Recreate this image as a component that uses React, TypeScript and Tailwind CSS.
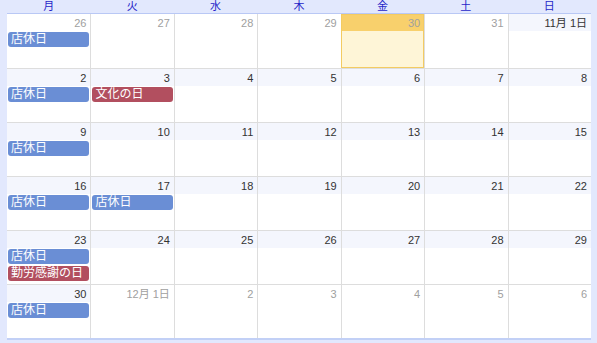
import React from "react";

type Ev = { label: string; color: "blue" | "red" };
type Day = { label: string; inMonth: boolean; today?: boolean; events?: Ev[] };

const heads = ["月", "火", "水", "木", "金", "土", "日"];

const closed: Ev = { label: "店休日", color: "blue" };

const weeks: Day[][] = [
    [
        { label: "26", inMonth: false, events: [closed] },
        { label: "27", inMonth: false },
        { label: "28", inMonth: false },
        { label: "29", inMonth: false },
        { label: "30", inMonth: false, today: true },
        { label: "31", inMonth: false },
        { label: "11月 1日", inMonth: true },
    ],
    [
        { label: "2", inMonth: true, events: [closed] },
        { label: "3", inMonth: true, events: [{ label: "文化の日", color: "red" }] },
        { label: "4", inMonth: true },
        { label: "5", inMonth: true },
        { label: "6", inMonth: true },
        { label: "7", inMonth: true },
        { label: "8", inMonth: true },
    ],
    [
        { label: "9", inMonth: true, events: [closed] },
        { label: "10", inMonth: true },
        { label: "11", inMonth: true },
        { label: "12", inMonth: true },
        { label: "13", inMonth: true },
        { label: "14", inMonth: true },
        { label: "15", inMonth: true },
    ],
    [
        { label: "16", inMonth: true, events: [closed] },
        { label: "17", inMonth: true, events: [closed] },
        { label: "18", inMonth: true },
        { label: "19", inMonth: true },
        { label: "20", inMonth: true },
        { label: "21", inMonth: true },
        { label: "22", inMonth: true },
    ],
    [
        { label: "23", inMonth: true, events: [closed, { label: "勤労感謝の日", color: "red" }] },
        { label: "24", inMonth: true },
        { label: "25", inMonth: true },
        { label: "26", inMonth: true },
        { label: "27", inMonth: true },
        { label: "28", inMonth: true },
        { label: "29", inMonth: true },
    ],
    [
        { label: "30", inMonth: true, events: [closed] },
        { label: "12月 1日", inMonth: false },
        { label: "2", inMonth: false },
        { label: "3", inMonth: false },
        { label: "4", inMonth: false },
        { label: "5", inMonth: false },
        { label: "6", inMonth: false },
    ],
];

function Cell({ day, first }: { day: Day; first: boolean }) {
    const stripBg = day.today ? "bg-[#f8d06c]" : day.inMonth ? "bg-[#f4f6fd]" : "bg-white";
    const numColor = day.inMonth ? "text-[#333333]" : "text-[#a0a0a0]";
    return (
        <div
            className={
                "flex flex-col h-full " +
                (first ? "" : "border-l border-[#dddddd] ") +
                (day.today ? "bg-[#fef5d7] outline outline-1 outline-[#f3cb62] -outline-offset-1" : "bg-white")
            }
        >
            <div className={"h-[17px] pr-[4px] pt-[1px] text-right text-[11px] leading-[16px] " + stripBg + " " + numColor}>
                {day.label}
            </div>
            <div className="flex flex-col gap-[2px] px-[1px] pt-[1px]">
                {day.events?.map((e, i) => (
                    <div
                        key={i}
                        className={
                            "h-[15px] rounded-[3px] pl-[3px] text-[12px] leading-[15px] text-white " +
                            (e.color === "blue" ? "bg-[#6a8ed5]" : "bg-[#b24f5f]")
                        }
                    >
                        {e.label}
                    </div>
                ))}
            </div>
        </div>
    );
}

export default function App() {
    return (
        <div
            className="w-[597px] h-[343px] bg-[#e2e8fd] pl-[7px] pr-[6px]"
            style={{ fontFamily: '"Liberation Sans", Arial, "Noto Sans CJK JP", sans-serif' }}
        >
            <div className="grid grid-cols-7 h-[14px] border-b border-[#b9c8f5]">
                {heads.map((h) => (
                    <div key={h} className="text-center text-[11px] leading-[13px] text-[#2626c8]">
                        {h}
                    </div>
                ))}
            </div>
            <div className="flex flex-col border-b-2 border-[#c2d0f6]">
                {weeks.map((w, r) => (
                    <div
                        key={r}
                        className={"grid grid-cols-7 h-[54px] " + (r === 0 ? "" : "border-t border-[#dddddd]")}
                    >
                        {w.map((d, c) => (
                            <Cell key={c} day={d} first={c === 0} />
                        ))}
                    </div>
                ))}
            </div>
        </div>
    );
}
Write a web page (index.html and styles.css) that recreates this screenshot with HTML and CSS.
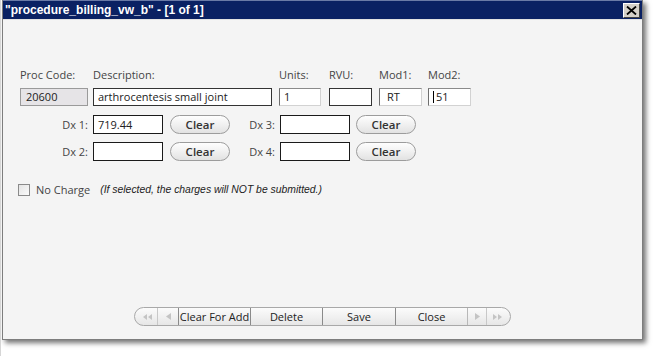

● ● ● ● ●

#### What the task requires:
In your copy, leave out the pictures and reproduce the material above exactly.

#### Written reply:
Recreate this image as a component that uses React, TypeScript and Tailwind CSS.
import React from "react";

type Ev = { label: string; color: "blue" | "red" };
type Day = { label: string; inMonth: boolean; today?: boolean; events?: Ev[] };

const heads = ["月", "火", "水", "木", "金", "土", "日"];

const closed: Ev = { label: "店休日", color: "blue" };

const weeks: Day[][] = [
    [
        { label: "26", inMonth: false, events: [closed] },
        { label: "27", inMonth: false },
        { label: "28", inMonth: false },
        { label: "29", inMonth: false },
        { label: "30", inMonth: false, today: true },
        { label: "31", inMonth: false },
        { label: "11月 1日", inMonth: true },
    ],
    [
        { label: "2", inMonth: true, events: [closed] },
        { label: "3", inMonth: true, events: [{ label: "文化の日", color: "red" }] },
        { label: "4", inMonth: true },
        { label: "5", inMonth: true },
        { label: "6", inMonth: true },
        { label: "7", inMonth: true },
        { label: "8", inMonth: true },
    ],
    [
        { label: "9", inMonth: true, events: [closed] },
        { label: "10", inMonth: true },
        { label: "11", inMonth: true },
        { label: "12", inMonth: true },
        { label: "13", inMonth: true },
        { label: "14", inMonth: true },
        { label: "15", inMonth: true },
    ],
    [
        { label: "16", inMonth: true, events: [closed] },
        { label: "17", inMonth: true, events: [closed] },
        { label: "18", inMonth: true },
        { label: "19", inMonth: true },
        { label: "20", inMonth: true },
        { label: "21", inMonth: true },
        { label: "22", inMonth: true },
    ],
    [
        { label: "23", inMonth: true, events: [closed, { label: "勤労感謝の日", color: "red" }] },
        { label: "24", inMonth: true },
        { label: "25", inMonth: true },
        { label: "26", inMonth: true },
        { label: "27", inMonth: true },
        { label: "28", inMonth: true },
        { label: "29", inMonth: true },
    ],
    [
        { label: "30", inMonth: true, events: [closed] },
        { label: "12月 1日", inMonth: false },
        { label: "2", inMonth: false },
        { label: "3", inMonth: false },
        { label: "4", inMonth: false },
        { label: "5", inMonth: false },
        { label: "6", inMonth: false },
    ],
];

function Cell({ day, first }: { day: Day; first: boolean }) {
    const stripBg = day.today ? "bg-[#f8d06c]" : day.inMonth ? "bg-[#f4f6fd]" : "bg-white";
    const numColor = day.inMonth ? "text-[#333333]" : "text-[#a0a0a0]";
    return (
        <div
            className={
                "flex flex-col h-full " +
                (first ? "" : "border-l border-[#dddddd] ") +
                (day.today ? "bg-[#fef5d7] outline outline-1 outline-[#f3cb62] -outline-offset-1" : "bg-white")
            }
        >
            <div className={"h-[17px] pr-[4px] pt-[1px] text-right text-[11px] leading-[16px] " + stripBg + " " + numColor}>
                {day.label}
            </div>
            <div className="flex flex-col gap-[2px] px-[1px] pt-[1px]">
                {day.events?.map((e, i) => (
                    <div
                        key={i}
                        className={
                            "h-[15px] rounded-[3px] pl-[3px] text-[12px] leading-[15px] text-white " +
                            (e.color === "blue" ? "bg-[#6a8ed5]" : "bg-[#b24f5f]")
                        }
                    >
                        {e.label}
                    </div>
                ))}
            </div>
        </div>
    );
}

export default function App() {
    return (
        <div
            className="w-[597px] h-[343px] bg-[#e2e8fd] pl-[7px] pr-[6px]"
            style={{ fontFamily: '"Liberation Sans", Arial, "Noto Sans CJK JP", sans-serif' }}
        >
            <div className="grid grid-cols-7 h-[14px] border-b border-[#b9c8f5]">
                {heads.map((h) => (
                    <div key={h} className="text-center text-[11px] leading-[13px] text-[#2626c8]">
                        {h}
                    </div>
                ))}
            </div>
            <div className="flex flex-col border-b-2 border-[#c2d0f6]">
                {weeks.map((w, r) => (
                    <div
                        key={r}
                        className={"grid grid-cols-7 h-[54px] " + (r === 0 ? "" : "border-t border-[#dddddd]")}
                    >
                        {w.map((d, c) => (
                            <Cell key={c} day={d} first={c === 0} />
                        ))}
                    </div>
                ))}
            </div>
        </div>
    );
}
Write a web page (index.html and styles.css) that recreates this screenshot with HTML and CSS.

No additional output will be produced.